Rabbits that drank distilled water did not develop an animal version of Alzheimer’s disease, but when ordinary tap water containing copper was given to them, they did, said Dr. Larry Sparks of Sun Health Research Institute in Sun City, Arizona, who led the study.
"Copper is an essential nutrient but has also been implicated as an important factor in Alzheimer’s disease," Sparks and Bernard Schreurs of West Virginia University wrote in their study, published in the Proceedings of the National Academy of Sciences.
"This is something we need to investigate," Sparks said in a telephone interview.
The U.S. Environmental Protection Agency has a maximum contaminant level goal for copper in drinking water of 1.3 parts per million.
Levels in the rabbits’ drinking water were well below that. "We are working at one-tenth that," Sparks said.
Sparks said his work was done in a rabbit model of Alzheimer’s. The rabbits develop symptoms and physical signs of Alzheimer’s when fed a high-cholesterol diet.
But he believes that copper somehow interferes with the body’s ability to clear out the amyloid-beta protein that is an important component of the senile plaques that clog up the brain of an Alzheimer’s patient.
"If there is no copper in the water then the amyloid beta is shuttled to the blood for clearance," he said.

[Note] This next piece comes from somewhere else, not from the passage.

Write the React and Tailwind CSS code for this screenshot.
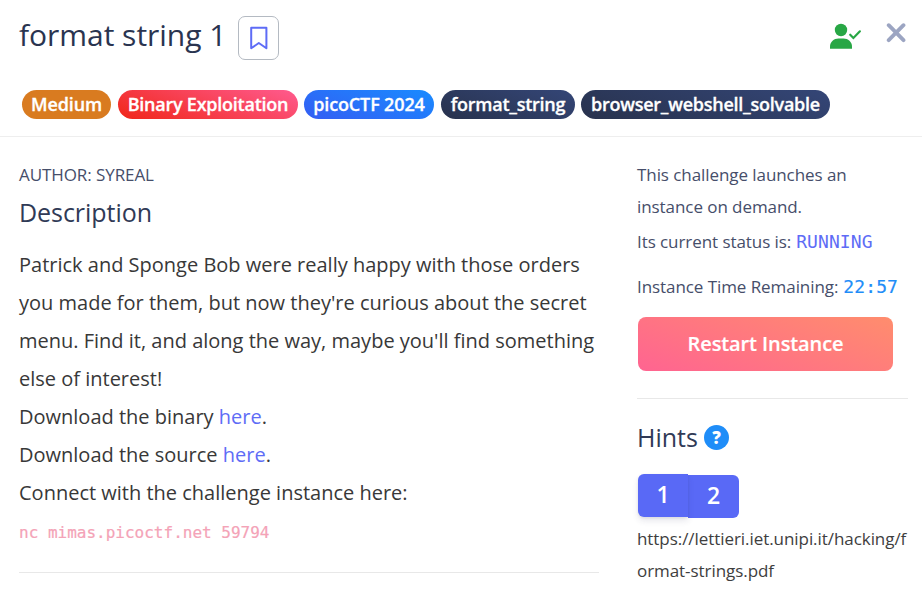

It turns out the rabbits there were given distilled water, while all the other research animals Sparks had worked with got tap water.
He analyzed the tap water from previous labs and found it contained copper. When the rabbits at Sun Health were fed tap water, they also developed Alzheimer’s symptoms.
When Sparks added copper to the distilled water and gave the rabbits cholesterol, they also developed Alzheimer’s-like symptoms and brain lesions.
This does not mean that copper pipes are bad, Sparks said.
"Metal pipes are inert. I could throw a penny in a gallon of water and get no copper into the water," he said.
But acid in the water can cause copper to leach out.
Sparks checked for zinc, aluminum, iron and other metals and did not find them consistently in the drinking water his experimental rabbits were given.